Both alpha and beta are used a lot to refer to software that isn’t fully ready. Beta came first, and meant something like “test version.” And then some versions were considered not even good enough for that, so they got labeled “alpha.”
Since then, other names have popped up, like “nightly” (meaning newly compiled once a day), “canary” meaning “problems will show up first here” and “dev” or “development” meaning “only ready for developers to use.” So “alpha” hasn’t been used as much. But “beta” is still used a lot.
“Iota” is still in use from the Biblical allusion, saying “not one iota of it can change.” It comes from Hebrew and that fact that their “i” vowel is just a dot. When translated to Greek, they used “iota,” which is the same sound and just a single line. So not even the slightest dot or line will be changed.
In the metric system, mu is used as the abbreviation for micro, because m was already taken for milli. Soemtimes it gets replaces with just a u or mc, though.

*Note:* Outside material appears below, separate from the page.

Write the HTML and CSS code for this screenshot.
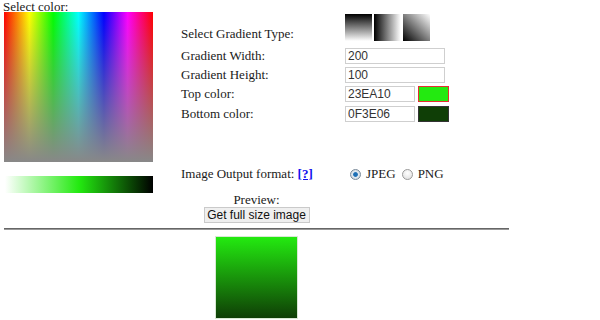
FILE: index.html
```html
<!DOCTYPE html>
<html>
<head>
<meta charset="utf-8">
<link rel="stylesheet" href="styles.css">
</head>
<body>
<div class="page">
  <div class="top">
    <div class="left">
      <div class="title">Select color:</div>
      <div class="picker"></div>
      <div class="bar"></div>
    </div>
    <div class="right">
      <div class="row type-row">
        <div class="label type-label">Select Gradient Type:</div>
        <div class="types">
          <div class="gtype gt-v"></div>
          <div class="gtype gt-h"></div>
          <div class="gtype gt-d"></div>
        </div>
      </div>
      <div class="row field-row first-field">
        <div class="label">Gradient Width:</div>
        <div class="input wide">200</div>
      </div>
      <div class="row field-row">
        <div class="label">Gradient Height:</div>
        <div class="input wide">100</div>
      </div>
      <div class="row field-row">
        <div class="label">Top color:</div>
        <div class="input narrow">23EA10</div>
        <div class="swatch swatch-top"></div>
      </div>
      <div class="row field-row last-field">
        <div class="label">Bottom color:</div>
        <div class="input narrow">0F3E06</div>
        <div class="swatch swatch-bottom"></div>
      </div>
      <div class="row format-row">
        <div class="label">Image Output format: <a class="help" href="#">[?]</a></div>
        <div class="formats">
          <span class="radio checked"></span><span class="opt">JPEG</span>
          <span class="radio"></span><span class="opt">PNG</span>
        </div>
      </div>
    </div>
  </div>
  <div class="preview-title">Preview:</div>
  <div class="btn-wrap"><button class="btn">Get full size image</button></div>
  <div class="rule"></div>
  <div class="preview-wrap"><div class="preview"></div></div>
</div>
</body>
</html>
```

FILE: styles.css
```css
html, body {
  margin: 0;
  padding: 0;
  background: #fff;
}
body {
  font-family: "Liberation Serif", "DejaVu Serif", serif;
  font-size: 13px;
  color: #1a1a1a;
}
.page {
  width: 505px;
  padding-left: 4px;
}
.top {
  display: flex;
}
.left {
  width: 149px;
  flex: none;
}
.title {
  height: 12px;
  line-height: 14px;
  margin-left: -1px;
}
.picker {
  width: 149px;
  height: 150px;
  background:
    linear-gradient(to bottom, rgba(136,136,136,0) 0%, rgba(136,136,136,1) 100%),
    linear-gradient(to right, #ff0000 0%, #ffff00 17%, #00ff00 33%, #00ffff 50%, #0000ff 67%, #ff00ff 83%, #ff0000 100%);
}
.bar {
  width: 148px;
  height: 17px;
  margin-top: 14px;
  margin-left: 1px;
  background: linear-gradient(to right, #ffffff 0%, #23ea10 50%, #000000 100%);
}
.right {
  margin-left: 28px;
  flex: 1;
}
.row {
  display: flex;
  align-items: center;
}
.label {
  width: 164px;
  flex: none;
  line-height: 16px;
}
.type-row {
  margin-top: 14px;
  height: 27px;
  align-items: flex-end;
}
.type-label {
  margin-bottom: -1px;
}
.types {
  display: flex;
  gap: 2px;
}
.gtype {
  width: 27px;
  height: 27px;
}
.gt-v { background: linear-gradient(to bottom, #000 0%, #fff 100%); }
.gt-h { background: linear-gradient(to right, #000 0%, #eee 92%, #fff 100%); }
.gt-d { background: linear-gradient(to top right, #000 0%, #fff 100%); }
.field-row {
  margin-top: 3px;
  height: 16px;
}
.first-field {
  margin-top: 7px;
}
.last-field {
  margin-top: 4px;
}
.input {
  box-sizing: border-box;
  height: 16px;
  border: 1px solid #cfcfcf;
  font-family: "Liberation Sans", Arial, sans-serif;
  font-size: 12px;
  line-height: 14px;
  color: #333;
  padding-left: 2px;
}
.wide { width: 100px; }
.narrow { width: 70px; }
.swatch {
  box-sizing: border-box;
  width: 31px;
  height: 16px;
  margin-left: 3px;
}
.swatch-top {
  background: #23ea10;
  border: 1px solid #e53030;
}
.swatch-bottom {
  background: #0f3e06;
  border: 1px solid #333;
}
.format-row {
  margin-top: 44px;
  height: 16px;
}
.help {
  color: #1111ee;
  font-weight: bold;
}
.formats {
  display: flex;
  align-items: center;
  padding-left: 5px;
}
.radio {
  box-sizing: border-box;
  width: 11px;
  height: 11px;
  border-radius: 50%;
  border: 1px solid #9a9a9a;
  background: radial-gradient(circle at 50% 35%, #ffffff 0%, #dcdcdc 100%);
}
.radio.checked {
  background: radial-gradient(circle at 50% 50%, #1d6fb5 0%, #1d6fb5 30%, #dfe8f0 45%, #c8d0d8 100%);
  border-color: #7a8a99;
}
.opt {
  margin-left: 5px;
  margin-right: 6px;
}
.preview-title {
  text-align: center;
  line-height: 13px;
  height: 13px;
}
.btn-wrap {
  text-align: center;
  margin-top: 1px;
  height: 16px;
}
.btn {
  box-sizing: border-box;
  width: 106px;
  height: 16px;
  padding: 0;
  margin: 0;
  border: 1px solid #cacaca;
  background: #efefef;
  font-family: "Liberation Sans", Arial, sans-serif;
  font-size: 12px;
  line-height: 14px;
  color: #111;
  vertical-align: top;
}
.rule {
  margin-top: 5px;
  height: 0;
  border-top: 1px solid #666;
  border-bottom: 1px solid #999;
}
.preview-wrap {
  display: flex;
  justify-content: center;
  margin-top: 6px;
}
.preview {
  box-sizing: border-box;
  width: 83px;
  height: 83px;
  border: 1px solid #d8e8d4;
  background: linear-gradient(to bottom, #23ea10 0%, #0f3e06 100%);
}
```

If we keep pi from math, then I think sigma is similarly popular enough to count. It’s used in summation notation. I’ll also throw in an honorable mention for tau, which looks like pi with only one leg, and has been pushed as a replacement for 2 * pi. Phi is another rather common mathematical constant like pi, referring to the golden ratio.
And Omega can be used along with Alpha to mean the end to Alpha’s beginning, This is also probably a Biblical reference.
Those are the terms I’m familiar with, anyways. I know other mathematical things, like zeta for the zeta function, capital Pi for products, epsilon for a very small quantity, and such, but I don’t think those count as common enough.
Edit: Forgot about psi, which Colibri mentioned.